**Exercise prompt**
All of the material below is to be returned exactly.
** START Material provided **
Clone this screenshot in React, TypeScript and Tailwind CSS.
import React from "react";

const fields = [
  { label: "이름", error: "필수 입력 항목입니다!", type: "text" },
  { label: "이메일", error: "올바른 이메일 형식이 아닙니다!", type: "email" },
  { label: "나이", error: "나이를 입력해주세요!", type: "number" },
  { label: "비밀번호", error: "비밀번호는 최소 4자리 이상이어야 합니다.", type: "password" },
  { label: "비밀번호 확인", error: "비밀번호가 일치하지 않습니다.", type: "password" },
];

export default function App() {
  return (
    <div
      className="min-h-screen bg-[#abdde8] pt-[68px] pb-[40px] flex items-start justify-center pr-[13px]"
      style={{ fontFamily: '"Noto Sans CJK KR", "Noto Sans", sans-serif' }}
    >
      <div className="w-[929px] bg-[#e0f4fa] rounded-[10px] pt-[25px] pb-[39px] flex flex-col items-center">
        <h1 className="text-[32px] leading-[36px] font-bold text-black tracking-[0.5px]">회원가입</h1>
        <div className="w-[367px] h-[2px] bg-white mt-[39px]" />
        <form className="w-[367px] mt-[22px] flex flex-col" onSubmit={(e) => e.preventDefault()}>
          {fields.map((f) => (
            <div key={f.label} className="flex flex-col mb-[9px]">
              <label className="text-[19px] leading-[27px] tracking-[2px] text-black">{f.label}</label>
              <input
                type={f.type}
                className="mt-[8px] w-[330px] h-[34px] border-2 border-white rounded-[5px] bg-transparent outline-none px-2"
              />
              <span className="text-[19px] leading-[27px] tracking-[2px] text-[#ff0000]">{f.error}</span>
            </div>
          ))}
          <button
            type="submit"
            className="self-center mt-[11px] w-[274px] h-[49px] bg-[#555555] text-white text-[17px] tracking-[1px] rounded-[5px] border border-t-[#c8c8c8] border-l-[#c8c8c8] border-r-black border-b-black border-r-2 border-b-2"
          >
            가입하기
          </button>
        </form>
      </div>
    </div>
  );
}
** END Material provided **
**Answer to the problem**
Clone this screenshot in React, TypeScript and Tailwind CSS.
import React from "react";

const fields = [
  { label: "이름", error: "필수 입력 항목입니다!", type: "text" },
  { label: "이메일", error: "올바른 이메일 형식이 아닙니다!", type: "email" },
  { label: "나이", error: "나이를 입력해주세요!", type: "number" },
  { label: "비밀번호", error: "비밀번호는 최소 4자리 이상이어야 합니다.", type: "password" },
  { label: "비밀번호 확인", error: "비밀번호가 일치하지 않습니다.", type: "password" },
];

export default function App() {
  return (
    <div
      className="min-h-screen bg-[#abdde8] pt-[68px] pb-[40px] flex items-start justify-center pr-[13px]"
      style={{ fontFamily: '"Noto Sans CJK KR", "Noto Sans", sans-serif' }}
    >
      <div className="w-[929px] bg-[#e0f4fa] rounded-[10px] pt-[25px] pb-[39px] flex flex-col items-center">
        <h1 className="text-[32px] leading-[36px] font-bold text-black tracking-[0.5px]">회원가입</h1>
        <div className="w-[367px] h-[2px] bg-white mt-[39px]" />
        <form className="w-[367px] mt-[22px] flex flex-col" onSubmit={(e) => e.preventDefault()}>
          {fields.map((f) => (
            <div key={f.label} className="flex flex-col mb-[9px]">
              <label className="text-[19px] leading-[27px] tracking-[2px] text-black">{f.label}</label>
              <input
                type={f.type}
                className="mt-[8px] w-[330px] h-[34px] border-2 border-white rounded-[5px] bg-transparent outline-none px-2"
              />
              <span className="text-[19px] leading-[27px] tracking-[2px] text-[#ff0000]">{f.error}</span>
            </div>
          ))}
          <button
            type="submit"
            className="self-center mt-[11px] w-[274px] h-[49px] bg-[#555555] text-white text-[17px] tracking-[1px] rounded-[5px] border border-t-[#c8c8c8] border-l-[#c8c8c8] border-r-black border-b-black border-r-2 border-b-2"
          >
            가입하기
          </button>
        </form>
      </div>
    </div>
  );
}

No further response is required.